Posted Feb 4, 2015 15:43 UTC (Wed) by PaulMcKenney (✭ supporter ✭, #9624) [Link]

"If it is not broken, fix your tests!!!" ;-)

When real validation begins

Posted Jan 23, 2015 18:02 UTC (Fri) by josh (subscriber, #17465) [Link] (3 responses)

> Full dynamic tick support was first prototyped by Josh Triplett in 2009; it resulted in a 3% performance gain for CPU-intensive workloads.

The major goal of that prototype wasn't the 3% performance gain; it was the consistency and real-time response. Without processes being interrupted, they consistently executed the same amount of work every time. And avoiding interruptions puts a better bound on latency.

Right you are!

Posted Jan 24, 2015 21:30 UTC (Sat) by PaulMcKenney (✭ supporter ✭, #9624) [Link] (2 responses)

Indeed, I was definitely thinking in terms of real-time use cases early on, and others suggested HPC.

However, as far as I know, we never did get a good measurement of the real-time benefits, and many of the most enthusiastic early adopters that I know of are more in the HPC arena than in the real-time arena. Though there are some that are to some extent in both arenas, and there might well be people using NO_HZ_FULL to implement the CPU-bound polling-loop style of real-time applications.

Or have you seen some measures of the real-time benefits or come across people using NO_HZ_FULL for real-time workloads?

If not, this would certainly not be the first project that I have been involved with whose major value turned to be its unintended consequences. :-)

Right you are!

Posted Jan 25, 2015 6:56 UTC (Sun) by josh (subscriber, #17465) [Link] (1 responses)

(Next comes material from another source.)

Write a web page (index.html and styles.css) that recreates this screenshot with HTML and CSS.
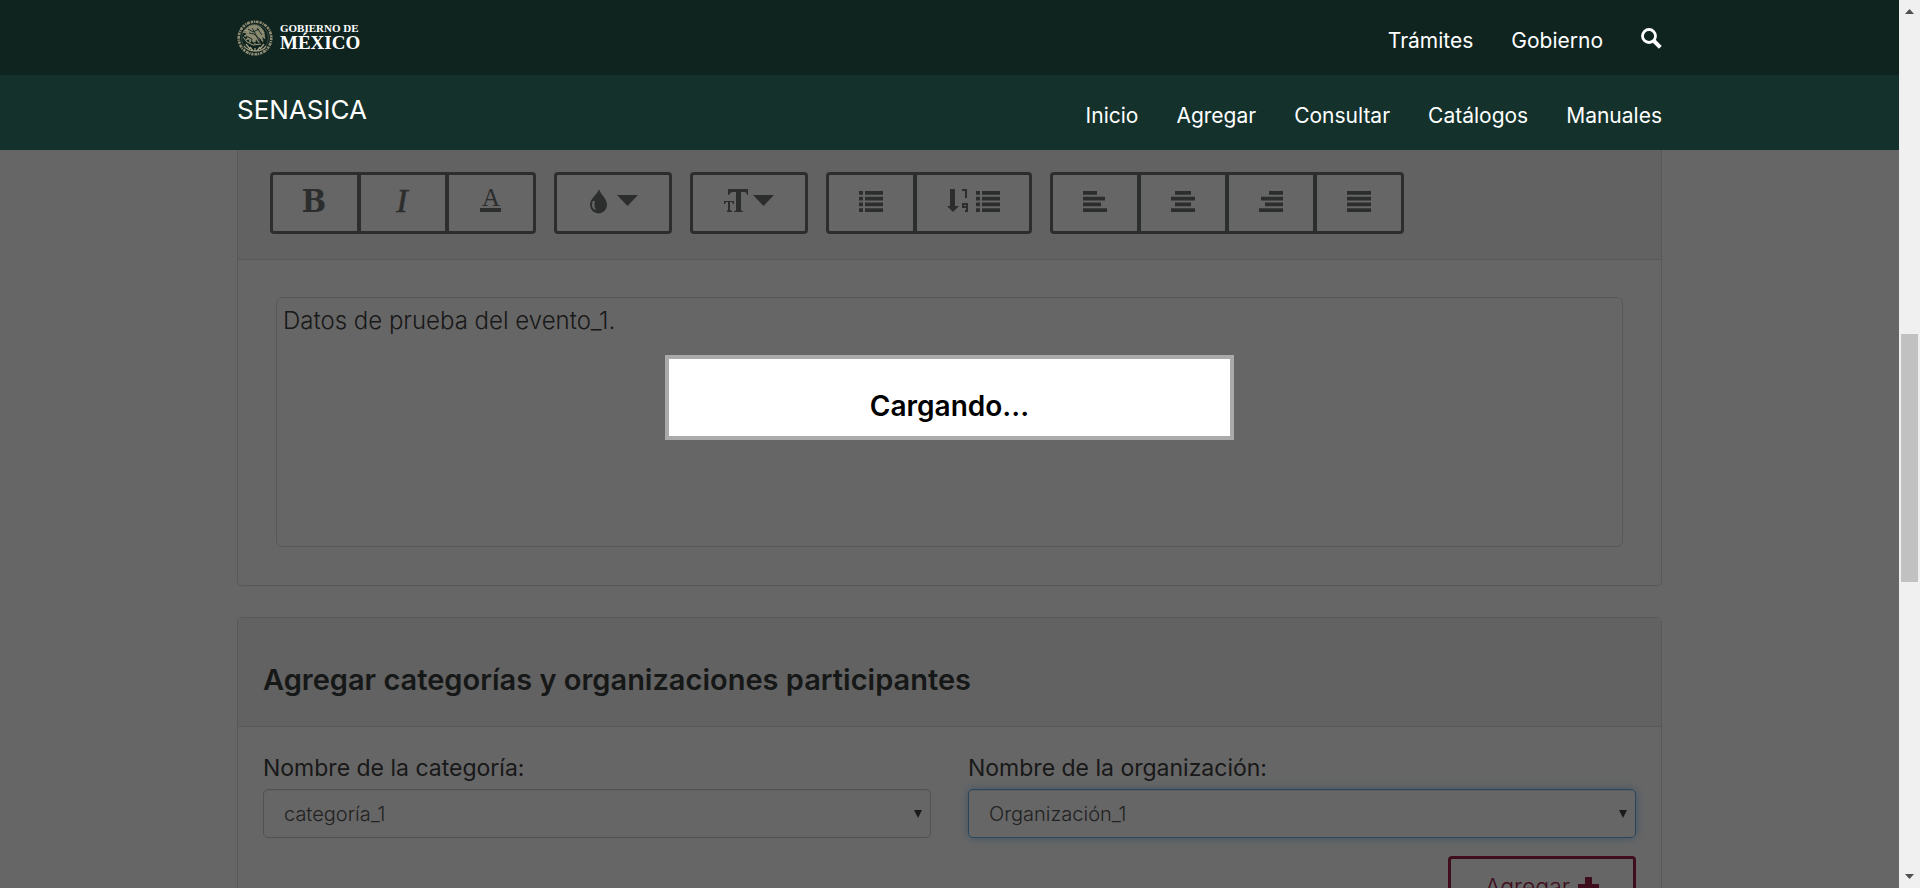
FILE: index.html
```html
<!DOCTYPE html>
<html lang="es">
<head>
<meta charset="utf-8">
<meta name="viewport" content="width=device-width, initial-scale=1">
<title>SENASICA</title>
<link rel="stylesheet" href="styles.css">
</head>
<body>
<svg class="symbols" aria-hidden="true">
  <symbol id="list" viewBox="0 0 24 24">
    <path d="M0 2h4v3.700H0zM6 2h18v3.700H6zM0 7.800h4v3.700H0zM6 7.800h18v3.700H6zM0 13.600h4v3.700H0zM6 13.600h18v3.700H6zM0 19.300h4v3.700H0zM6 19.300h18v3.700H6z"/>
  </symbol>
  <symbol id="caret" viewBox="0 0 21 24"><path d="M0 6h21L10.500 17z"/></symbol>
</svg>
<div class="window">
  <div class="page">
    <header class="gov-bar">
      <div class="container bar-row">
        <a class="brand" href="#">
          <svg class="seal" viewBox="0 0 36 36" fill="none" stroke="#a39f82" aria-hidden="true">
            <circle cx="18" cy="18" r="16.300" stroke-width="2.600" stroke-dasharray="2.200 .9 1.200 .7 3 1" opacity=".85"/>
            <circle cx="18" cy="18" r="13.500" stroke-width=".6" opacity=".5"/>
            <path d="M7 26c4 6 18 7 22 0M9 24l4 5M13 27l3 4M27 24l-4 5M23 27l-3 4M18 28v3" stroke-width="1.300"/>
            <path d="M8 11c1-3 5-6 9-6 5 0 8 3 10 7l1 7-3-3 1 6-4-4v5l-3-4-1 5-3-3-3 2 1-4-4 1 2-3-4-1 3-2-3-2 4-1z" fill="#8c8a70" stroke-width=".7" stroke-dasharray="1.500 .7"/>
            <path d="M11 9l5 3 6-3M12 13l5 1 7 6M15 8l3 5 4 8M9 16l6 3-1 5 5-2 3 4M20 8l5 7M10 21l4 3" stroke="#0f241f" stroke-width=".9"/>
            <path d="M6 17l4 5 6 3 8-1M6 13l2-3 3 1" stroke-width="1"/>
          </svg>
          <span class="brand-text"><span class="brand-top">GOBIERNO DE</span><span class="brand-main">MÉXICO</span></span>
        </a>
        <nav class="links" aria-label="Gobierno">
          <a href="#">Trámites</a>
          <a href="#">Gobierno</a>
          <a href="#" class="search" aria-label="Buscar">
            <svg viewBox="0 0 21 21" width="21" height="21" fill="none" stroke="#fff" aria-hidden="true"><circle cx="8" cy="8" r="6.500" stroke-width="2.800"/><path d="M13 13l6.300 6.300" stroke-width="4"/></svg>
          </a>
        </nav>
      </div>
    </header>
    <div class="site-bar">
      <div class="container bar-row">
        <a class="site-name" href="#">SENASICA</a>
        <nav class="links" aria-label="SENASICA">
          <a href="#">Inicio</a>
          <a href="#">Agregar</a>
          <a href="#">Consultar</a>
          <a href="#">Catálogos</a>
          <a href="#">Manuales</a>
        </nav>
      </div>
    </div>
    <main class="content">
      <div class="container">
        <section class="panel panel-scrolled">
          <div class="panel-head toolbar" role="toolbar" aria-label="Formato">
            <div class="group">
              <button type="button" class="tool" aria-label="Negrita"><svg class="icon" viewBox="0 0 24 24"><text x="11" y="23" font-size="32" font-weight="bold" class="narrow">B</text></svg></button>
              <button type="button" class="tool" aria-label="Cursiva"><svg class="icon" viewBox="0 0 24 24"><text x="11" y="23" font-size="34" font-style="italic" stroke-width=".6" stroke="#6f7271">I</text></svg></button>
              <button type="button" class="tool" aria-label="Color de texto"><svg class="icon" viewBox="0 0 24 24"><text x="12" y="17" font-size="25">A</text><path d="M1 19h21v4H1z"/></svg></button>
            </div>
            <div class="group">
              <button type="button" class="tool wide" aria-label="Color">
                <svg class="icon" viewBox="0 0 24 24"><path fill-rule="evenodd" d="M11 0c1 5 8 9 8 16a8 8 0 0 1-17 0C2 9 10 5 11 0zM5 12c-2 4-1 8 3 9-2-3-2-6-1-9z"/></svg>
                <svg class="caret"><use href="#caret"/></svg>
              </button>
            </div>
            <div class="group">
              <button type="button" class="tool wide" aria-label="Tamaño de texto">
                <svg class="icon" viewBox="0 0 24 24"><path d="M4 0h20v6h-1c0-2-1-3-3-3h-3v17c0 2 1 2 2 2v1h-9v-1c2 0 2 0 2-2V3H9C7 3 6 4 5 6H4zM0 12h10v3H9l-1-2H6v8l2 1v1H3v-1l1-1v-8H2l-1 2H0z"/></svg>
                <svg class="caret"><use href="#caret"/></svg>
              </button>
            </div>
            <div class="group">
              <button type="button" class="tool" aria-label="Lista"><svg class="icon"><use href="#list"/></svg></button>
              <button type="button" class="tool wide" aria-label="Lista numerada">
                <svg class="icon" viewBox="0 0 24 24"><path fill-rule="evenodd" d="M3 0h5v17h4l-6 6-6-6h3zM15 0h5v9h-2V2h-3zM15 14h6v9h-3v-2h1v-2h-4zM17 16v1h2v-1z"/></svg>
                <svg class="icon"><use href="#list"/></svg>
              </button>
            </div>
            <div class="group">
              <button type="button" class="tool" aria-label="Alinear a la izquierda"><svg class="icon" viewBox="0 0 24 24"><path d="M0 2h14v3.700H0zM0 7.800h22v3.700H0zM0 13.600h18v3.700H0zM0 19.300h24v3.700H0z"/></svg></button>
              <button type="button" class="tool" aria-label="Centrar"><svg class="icon" viewBox="0 0 24 24"><path d="M4 2h16v3.700H4zM0 7.800h24v3.700H0zM4 13.600h16v3.700H4zM0 19.300h24v3.700H0z"/></svg></button>
              <button type="button" class="tool" aria-label="Alinear a la derecha"><svg class="icon" viewBox="0 0 24 24"><path d="M10 2h14v3.700H10zM2 7.800h22v3.700H2zM6 13.600h18v3.700H6zM0 19.300h24v3.700H0z"/></svg></button>
              <button type="button" class="tool" aria-label="Justificar"><svg class="icon" viewBox="0 0 24 24"><path d="M0 2h24v3.700H0zM0 7.800h24v3.700H0zM0 13.600h24v3.700H0zM0 19.300h24v3.700H0z"/></svg></button>
            </div>
          </div>
          <div class="editor-body">
            <textarea class="editor" aria-label="Descripción del evento">Datos de prueba del evento_1.</textarea>
          </div>
        </section>

        <section class="panel">
          <div class="panel-head title-head"><h2 class="title">Agregar categorías y organizaciones participantes</h2></div>
          <form class="form">
            <div class="fields">
              <div class="field">
                <label for="categoria">Nombre de la categoría:</label>
                <div class="select-wrap"><select id="categoria"><option>categoría_1</option></select></div>
              </div>
              <div class="field">
                <label for="organizacion">Nombre de la organización:</label>
                <div class="select-wrap"><select id="organizacion" class="active"><option>Organización_1</option></select></div>
              </div>
            </div>
            <button type="button" class="add">Agregar
              <svg viewBox="0 0 21 21" width="21" height="21" aria-hidden="true"><path d="M7 0h7v7h7v7h-7v7H7v-7H0V7h7z"/></svg>
            </button>
          </form>
        </section>
      </div>
    </main>
    <div class="overlay"></div>
    <div class="dialog" role="dialog" aria-labelledby="loading"><h1 id="loading">Cargando...</h1></div>
  </div>
  <div class="scrollbar" aria-hidden="true">
    <svg viewBox="0 0 17 21"><path d="M4 13h9L8.500 8z"/></svg>
    <div class="track"><div class="thumb"></div></div>
    <svg viewBox="0 0 17 21"><path d="M4 8h9l-4.500 5z"/></svg>
  </div>
</div>
</body>
</html>
```
FILE: styles.css
```css
* { box-sizing: border-box; }

body {
  margin: 0;
  overflow: hidden;
  background: #fff;
  color: #404041;
  font-family: Inter, "Open Sans", sans-serif;
  font-size: 23px;
  font-weight: 300;
}

a { color: inherit; text-decoration: none; }
button, select, textarea { font: inherit; color: inherit; }

.symbols { position: absolute; width: 0; height: 0; }

.window { display: flex; height: 100vh; }

.page {
  position: relative;
  flex: 1;
  min-width: 0;
  display: flex;
  flex-direction: column;
}

.container {
  width: 100%;
  max-width: 1425px;
  margin: 0 auto;
}

/* Top bars */
.gov-bar, .site-bar {
  position: relative;
  z-index: 2;
  flex: none;
  color: #fff;
}
.gov-bar { background: #0f241f; }
.site-bar { background: #14312b; }
.bar-row {
  display: flex;
  justify-content: space-between;
  height: 75px;
}
.brand { display: flex; align-items: center; gap: 7px; }
.seal { width: 36px; height: 36px; }
.brand-text {
  display: flex;
  flex-direction: column;
  font-family: "Liberation Serif", serif;
  font-weight: 700;
}
.brand-top { font-size: 11px; line-height: 10px; }
.brand-main { font-size: 19px; line-height: 20px; }

.links {
  display: flex;
  align-items: center;
  gap: 38px;
  padding-top: 5px;
  font-size: 21px;
  font-weight: 400;
}
.search { display: flex; padding-bottom: 4px; }
.site-name {
  padding-top: 20px;
  font-size: 26px;
  line-height: 30px;
  font-weight: 400;
}

/* Panels */
.content { flex: 1; min-height: 0; overflow: hidden; }

.panel {
  margin-bottom: 31px;
  border: 1px solid #ddd;
  border-radius: 5px;
  box-shadow: 0 1px 1px rgba(0, 0, 0, .05);
}
.panel-scrolled { border-top: 0; border-radius: 0 0 5px 5px; }
.panel-head {
  background: #f5f5f5;
  border-bottom: 1px solid #ddd;
}

.toolbar {
  display: flex;
  flex-wrap: wrap;
  gap: 18px;
  padding: 22px 32px 25px;
}
.group { display: flex; }
.tool {
  display: flex;
  align-items: center;
  justify-content: center;
  gap: 5px;
  width: 90px;
  height: 62px;
  padding: 0 0 4px;
  border: 3px solid #6f7271;
  background: #fff;
}
.tool.wide { width: 118px; }
.tool + .tool { margin-left: -2px; }
.tool:first-child { border-radius: 4px 0 0 4px; }
.tool:last-child { border-radius: 0 4px 4px 0; }
.tool:only-child { border-radius: 4px; }
.icon, .caret {
  width: 24px;
  height: 24px;
  fill: #6f7271;
  overflow: visible;
  font-family: "Liberation Serif", serif;
  text-anchor: middle;
}
.narrow { font-family: "DejaVu Serif Condensed", "Liberation Serif", serif; }
.caret { width: 21px; }

.editor-body { padding: 37px 38px 38px; }
.editor {
  display: block;
  width: 100%;
  height: 250px;
  padding: 8px 6px;
  border: 1px solid #ddd;
  border-radius: 6px;
  background: #fff;
  font-size: 24px;
  line-height: 30px;
  resize: none;
}

.title-head { padding: 44px 25px 28px; }
.title {
  margin: 0;
  color: #393c3e;
  font-size: 29px;
  line-height: 36px;
  font-weight: 600;
}

.form { padding: 26px 25px 0; }
.fields {
  display: grid;
  grid-template-columns: 1fr 1fr;
  gap: 37px;
}
.field label {
  display: block;
  margin-bottom: 6px;
  line-height: 30px;
  font-weight: 400;
}
.select-wrap { position: relative; }
.select-wrap::after {
  content: "";
  position: absolute;
  top: 21px;
  right: 9px;
  border: 4px solid transparent;
  border-top: 8px solid #444;
  border-bottom: 0;
}
.select-wrap select {
  display: block;
  width: 100%;
  height: 49px;
  padding: 0 20px;
  appearance: none;
  border: 1px solid #ccc;
  border-radius: 5px;
  background: #fff;
  box-shadow: inset 0 1px 1px rgba(0, 0, 0, .075);
  color: #555;
  font-size: 20px;
}
.select-wrap select.active {
  border-color: #66afe9;
  box-shadow: inset 0 1px 1px rgba(0, 0, 0, .075), 0 0 10px rgba(102, 175, 233, .6);
}
.add {
  display: flex;
  align-items: center;
  justify-content: center;
  gap: 8px;
  width: 188px;
  height: 62px;
  margin: 18px 0 0 auto;
  border: 3px solid #9d2449;
  border-radius: 4px;
  background: #fff;
  color: #9d2449;
}
.add svg { fill: currentColor; }

/* Loading state */
.overlay {
  position: absolute;
  z-index: 1;
  inset: 0;
  background: rgba(0, 0, 0, .6);
}
.dialog {
  position: absolute;
  z-index: 3;
  top: 40%;
  left: 35%;
  width: 30%;
  height: 85px;
  padding-top: 30px;
  border: 4px solid #aaa;
  background: #fff;
  color: #000;
  text-align: center;
}
.dialog h1 {
  margin: 0;
  font-size: 28px;
  line-height: 34px;
  font-weight: 600;
}

/* Window scrollbar */
.scrollbar {
  display: flex;
  flex-direction: column;
  flex: none;
  width: 21px;
  padding: 1px 2px;
  background: #f0f0f0;
}
.scrollbar svg { width: 17px; height: 21px; fill: #505050; }
.track { flex: 1; }
.thumb { height: 248px; margin-top: 312px; background: #c1c1c1; }
```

The original graph I presented at that Plumbers BOF showed a consistent number of operations done per unit time. That doesn't just mean consistency for HPC; it also means the task didn't get interrupted, at all. Similarly, with the appropriate kernel options turned on, a single userspace process running with no contention on its runqueue ought to get 100% of the CPU with no interruptions.

Right you are!

Posted Jan 27, 2015 16:36 UTC (Tue) by PaulMcKenney (✭ supporter ✭, #9624) [Link]

If I understand you correctly, I agree: Although we don't have a direct measurement of improved real-time response, we do have a lot of indirect measurements that should lead one to believe that real-time response would be improved. On the other hand, Carsten Emde's measurements of an early version of Frederic's patch showed no improvement, possibly because the 1HZ residual tick was in effect. So I take a conservative approach and focus on HPC workloads and on polling-loop-style real-time workloads, for the moment, anyway.